Specializes in Pedatrics, Child Protection.

OK guys...I did it! I hit my first goal: 5% of starting weight lost!! Now..for the next 5%......

Specializes in ICU/Critical Care.

Congrats. I lost 20 lbs since surgery. 34 lbs total if you include my pre-op weightloss. I totally belive I made the right decision.

Specializes in Ortho/neuro, LTC, med-surg, stroke.

physicians weight loss is mainly lo-very lo carb and high protein with protein supplements. started on 800 cal * 4 days then 900 *4 days then 1000 cal - rest .... started at 234 # lost 5 # week so after 2 weeks lost 10 #---then went to olive garden adn havnt been on that since... i ahve to go down to 160.

my cholest was 201 and trig like 362: 6 days unrelieved cp with echo finding a lv lesion. have hypothyroid and PCOS( md started me on metf for pcos) will see... but anyway u can get protein supplements and diets from a couple of sources:

1. dietdirect.com

2. nashua nutrition.com

supplements arent bad... gets expensive but works

Good luck to all...:twocents:

Specializes in LTC, assisted living, med-surg, psych.

Update, July 24, 2009: I HIT THE 50-POUND MARK YESTERDAY!!!!!

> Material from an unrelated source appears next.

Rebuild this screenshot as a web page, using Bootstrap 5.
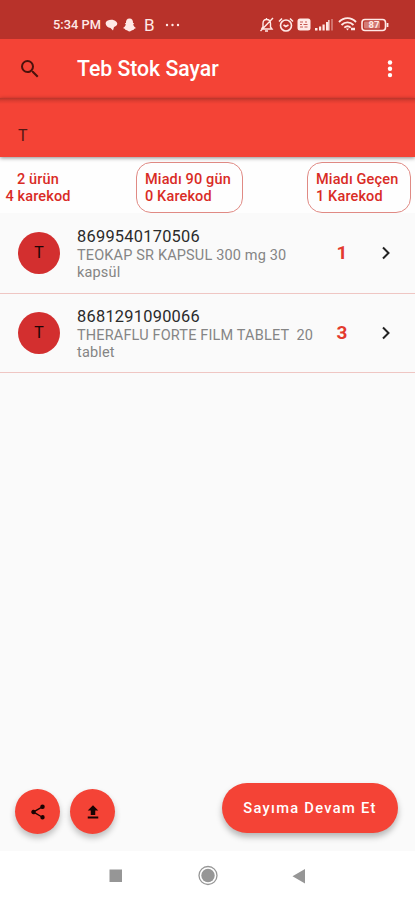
<!DOCTYPE html>
<html lang="tr">
<head>
<meta charset="utf-8">
<meta name="viewport" content="width=device-width, initial-scale=1">
<title>Teb Stok Sayar</title>
<link href="https://cdn.jsdelivr.net/npm/bootstrap@5.3.0/dist/css/bootstrap.min.css" rel="stylesheet">
<style>
body{font-family:Roboto,"Liberation Sans",sans-serif;background:#fafafa;height:900px;overflow:hidden;color:#212121}
svg{display:block;flex:none}
.status-bar{height:39px;background:#b8322a;color:#ffe9e6;padding:10px 26px 0 53px;font-size:12.8px;font-weight:500}
.status-bar .clock{width:52px;letter-spacing:.05px;white-space:nowrap}
.snap-icon{margin-right:9px}
.app-glyph{font-size:17px;font-weight:400;width:20px;line-height:16px;margin-left:-2px}
.alarm-icon{margin-left:4px}.nfc-icon{margin-left:3px}.signal-icon{margin-left:4px}.wifi-icon{margin-left:5px}.battery-icon{margin-left:4px}
.app-bar{height:59px;background:#f44336;padding:0 18px 0 18px}
.app-title{font-size:21.2px;font-weight:500;color:#fff;margin-left:35px;line-height:26px}
.search-strip{height:59px;background:linear-gradient(#b9352b,#e03d31 3px,#f44336 6px);padding:28px 18px 0;font-size:16px;line-height:20px;box-shadow:0 1px 4px rgba(0,0,0,.45);color:#541713}
.stats{height:56px;background:#fefefe;padding:5px 4px 0 5px;color:#d92b25;font-size:14.5px;letter-spacing:.14px;line-height:17px;font-weight:500}
.stat-total{padding-top:9px;width:66px;white-space:nowrap}
.stat-box{height:51px;border:1px solid #e08a84;border-radius:15px;padding:8px 8px 0;white-space:nowrap}
.stat-near{width:107px;margin-left:65px}
.stat-past{width:104px}
.stock-row{height:79px;border-bottom:1px solid #efc6c3;padding:0 20px 0 18px}
.stock-row:first-child{height:81px}
.avatar{width:42px;height:42px;background:#d32f2f;font-size:16px;color:#210505;flex:none}
.stock-text{width:244px;margin-left:17px;margin-top:1px;font-size:14.5px;letter-spacing:.16px;line-height:17px;color:#858585;flex:none}
.stock-code{font-size:16.4px;line-height:20px;letter-spacing:.25px;color:#2b2b2b}
.stock-name{white-space:pre-line}
.stock-count{width:42px;font-size:19px;font-weight:700;color:#e33a2e}
.bottom-actions{height:69px;padding:0 17px 0 15px;gap:10px}
.round-btn,.round-btn:hover{width:45px;height:45px;background:#f44336;color:#180403;border:0;margin-top:7px;box-shadow:0 4px 6px rgba(0,0,0,.24)}
.resume-btn,.resume-btn:hover{width:176px;height:50px;margin-top:1px;background:#f44336;color:#fff;border:0;font-size:14.7px;font-weight:500;letter-spacing:1.28px;box-shadow:0 4px 6px rgba(0,0,0,.28);white-space:nowrap}
.system-nav{height:49px;background:#fff;padding-left:104px}
</style>
<script src="https://cdn.jsdelivr.net/npm/bootstrap@5.3.0/dist/js/bootstrap.bundle.min.js"></script>
</head>
<body class="d-flex flex-column">
<div class="status-bar d-flex align-items-center">
  <span class="clock">5:34 PM</span>
  <svg width="13" height="12" viewBox="0 0 13 12" fill="currentColor"><path d="M.8 3.500C2 0 9 0 11 2.500 14 5 11 7.500 9 8l-1 3.500L5.500 9C2.500 8.500 0 6 .8 3.500Z"/></svg>
  <svg class="ms-1 snap-icon" width="15" height="14" viewBox="0 0 15 14" fill="currentColor"><path d="M7.500.5C5 .5 3.800 2.500 4 5l-1.200.3 1 1.200C3.300 8.500 2 9.300 1 10l2 1 .5 1c2-.2 2.500 1.500 4 1.500s2-1.700 4-1.500l.5-1 2-1c-1-.7-2.300-1.500-2.800-3.500l1-1.200L11 5C11.200 2.500 10 .5 7.500.5Z"/></svg>
  <span class="app-glyph">B</span>
  <svg width="16" height="4" fill="currentColor"><circle cx="3" cy="2" r="1.200"/><circle cx="8.500" cy="2" r="1.200"/><circle cx="14" cy="2" r="1.200"/></svg>
  <div class="d-flex align-items-center ms-auto">
    <svg width="15" height="16" viewBox="0 0 15 16" fill="none" stroke="currentColor" stroke-width="1.400"><path d="M2.500 12h10.500L11.500 10V6.500C11.500 4 10 2.500 7.500 2.500S4 4 4 6.500V10l-1.500 2M7.500 1v1.500M6 14h3M1.500 14 14 1"/></svg>
    <svg class="alarm-icon" width="16" height="16" viewBox="0 0 16 16" fill="none" stroke="currentColor" stroke-width="1.600"><circle cx="8" cy="8.500" r="5.500"/><path d="M1 4.500 4 1.500M15 4.500l-3-3M5.500 8l2.300 1.500L10.500 8"/></svg>
    <svg class="nfc-icon" width="14" height="13" viewBox="0 0 14 13"><rect x=".5" y=".5" width="13" height="12" rx="2.500" fill="currentColor"/><path d="M3 4h3m2 0h2M3 6.500h2m1.500 0h4M3 9h3m1.500 0h3" stroke="#b8322a" opacity=".8"/></svg>
    <svg class="signal-icon" width="18" height="13" viewBox="0 0 18 13" fill="currentColor"><path d="M0 10h2.500v2.500H0zM4 8.500h2.200v4H4zM7.500 6.500h2.200v6H7.500zM11 4h2.200v8.500H11z"/><path d="M13.200 2h1.300v10.500h-1.300z"/><path opacity=".35" d="M16 1h2v11.500h-2z"/></svg>
    <svg class="wifi-icon" width="19" height="15" viewBox="0 0 19 15" fill="none" stroke="currentColor" stroke-width="1.900"><path d="M1 5C6-.2 13-.2 18 5M3.500 8c3.500-3.500 8.500-3.500 12 0M6.300 10.600c2-1.700 4.500-1.700 6.400 0"/><path d="m9.500 13.500-1.500-2h3z" fill="currentColor" stroke="none"/><path d="M13 12h4" stroke-width="2.500"/></svg>
    <svg class="battery-icon" width="28" height="14" viewBox="0 0 28 14"><rect x="1" y="1.500" width="23.500" height="11" rx="3" fill="none" stroke="currentColor" stroke-width="1.600"/><rect x="3" y="3.500" width="16" height="7" rx="1" fill="currentColor" opacity=".4"/><path d="M26.500 5v4" stroke="currentColor" stroke-width="1.800"/><text x="7.500" y="10.300" font-size="9.500" font-weight="700" fill="currentColor">87</text></svg>
  </div>
</div>
<header class="app-bar d-flex align-items-center">
  <svg width="24" height="24" viewBox="0 0 24 24" fill="#4a120c"><path d="M15.500 14h-.79l-.28-.27A6.470 6.470 0 0 0 16 9.500 6.500 6.500 0 1 0 9.500 16c1.610 0 3.090-.59 4.230-1.570l.27.28v.79l5 4.990L20.490 19l-4.990-5zm-6 0C7.010 14 5 11.990 5 9.500S7.010 5 9.500 5 14 7.010 14 9.500 11.990 14 9.500 14z"/></svg>
  <div class="app-title">Teb Stok Sayar</div>
  <svg class="ms-auto" width="14" height="20" viewBox="0 0 14 20" fill="#fff"><circle cx="7" cy="3.500" r="2.200"/><circle cx="7" cy="9.800" r="2.200"/><circle cx="7" cy="16.100" r="2.200"/></svg>
</header>
<div class="search-strip position-relative">T</div>
<section class="stats d-flex">
  <div class="text-center stat-total">2 ürün<br>4 karekod</div>
  <div class="stat-box stat-near">Miadı 90 gün<br>0 Karekod</div>
  <div class="stat-box stat-past ms-auto">Miadı Geçen<br>1 Karekod</div>
</section>
<main class="flex-grow-1">
  <div class="stock-row d-flex align-items-center">
    <div class="avatar rounded-circle d-flex align-items-center justify-content-center">T</div>
    <div class="stock-text"><div class="stock-code">8699540170506</div><div class="stock-name">TEOKAP SR KAPSUL 300 mg 30
kapsül</div></div>
    <div class="stock-count text-center">1</div>
    <svg class="ms-auto" width="18" height="18" viewBox="0 0 18 18" fill="none" stroke="#222" stroke-width="2"><path d="m6 3.500 5.500 5.500L6 14.500"/></svg>
  </div>
  <div class="stock-row d-flex align-items-center">
    <div class="avatar rounded-circle d-flex align-items-center justify-content-center">T</div>
    <div class="stock-text"><div class="stock-code">8681291090066</div><div class="stock-name">THERAFLU FORTE FILM TABLET &nbsp;20
tablet</div></div>
    <div class="stock-count text-center">3</div>
    <svg class="ms-auto" width="18" height="18" viewBox="0 0 18 18" fill="none" stroke="#222" stroke-width="2"><path d="m6 3.500 5.500 5.500L6 14.500"/></svg>
  </div>
</main>
<div class="bottom-actions d-flex align-items-start">
  <button class="btn round-btn rounded-circle p-0 d-flex align-items-center justify-content-center" aria-label="Paylaş"><svg width="18" height="18" viewBox="0 0 24 24" fill="currentColor"><path d="M18 16.080c-.76 0-1.440.3-1.960.77L8.910 12.700c.05-.23.090-.46.090-.7s-.04-.47-.09-.7l7.050-4.110c.54.5 1.250.81 2.040.81a3 3 0 1 0-3-3c0 .24.040.47.090.7L8.040 9.810A3 3 0 1 0 6 15c.79 0 1.500-.31 2.040-.81l7.120 4.160c-.05.21-.08.43-.08.65A2.920 2.920 0 1 0 18 16.080z"/></svg></button>
  <button class="btn round-btn rounded-circle p-0 d-flex align-items-center justify-content-center" aria-label="Yükle"><svg width="18" height="18" viewBox="0 0 24 24" fill="currentColor"><path d="M9 16h6v-6h4l-7-7-7 7h4zm-4 2h14v2.500H5z"/></svg></button>
  <button class="btn resume-btn rounded-pill p-0 ms-auto">Sayıma Devam Et</button>
</div>
<nav class="system-nav d-flex align-items-center">
  <svg width="208" height="24" viewBox="0 0 208 24"><g fill="#969696"><path d="M5.500 5.500H18V18H5.500zM201 5v14.500l-12.500-7.200z"/><circle cx="104" cy="11.500" r="6.700"/></g><circle cx="104" cy="11.500" r="9" fill="none" stroke="#969696" stroke-width="1.300"/></svg>
</nav>
</body>
</html>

Generally, I stay off the scales for weeks at a time, but for some reason, a lot of things have suddenly become a lot easier for me the past couple of weeks, e.g. climbing stairs, more stamina at work. So I hopped on the 'cattle scale' at work, and by golly, I was 307 lbs. :yelclap:

Now, yes, that is still WAY heavy, but when you've been closer to 400 than 300, you feel positively svelte. I haven't been down this far in 5 years. And suddenly, everything that seemed hopelessly out of reach last fall is possible again.........I never thought I'd see the underside of 300 again, and now it's only eight pounds away! And if I can do THAT, who knows what else I can do, how far I can go?:D

Specializes in Pediatrics.

aw yay! congratulations, that's AWESOME!!! :-) :-)

I have huge issues with sugar, especially when stressed (I am!), I just don't know how to help myself.

It's late, I will come back tomorrow to read all of the wonderful posts here. So glad I found this thread.

Specializes in Pedatrics, Child Protection.

Oh boy...guys...I need some willpower!

I have (once again) fallen off the proverbial wagon. Having a hard time hopping back on. Just in need of some support from those who have been there!

Plan: calling Curves...one just opened near my house!

This is a great thread. Thanks for sharing your story. sorry to hear you had to go through that with your mom. but best of luck in losing weight! i gained weight too and i'm trying to lose weight. so this is really motivational for me so thank you.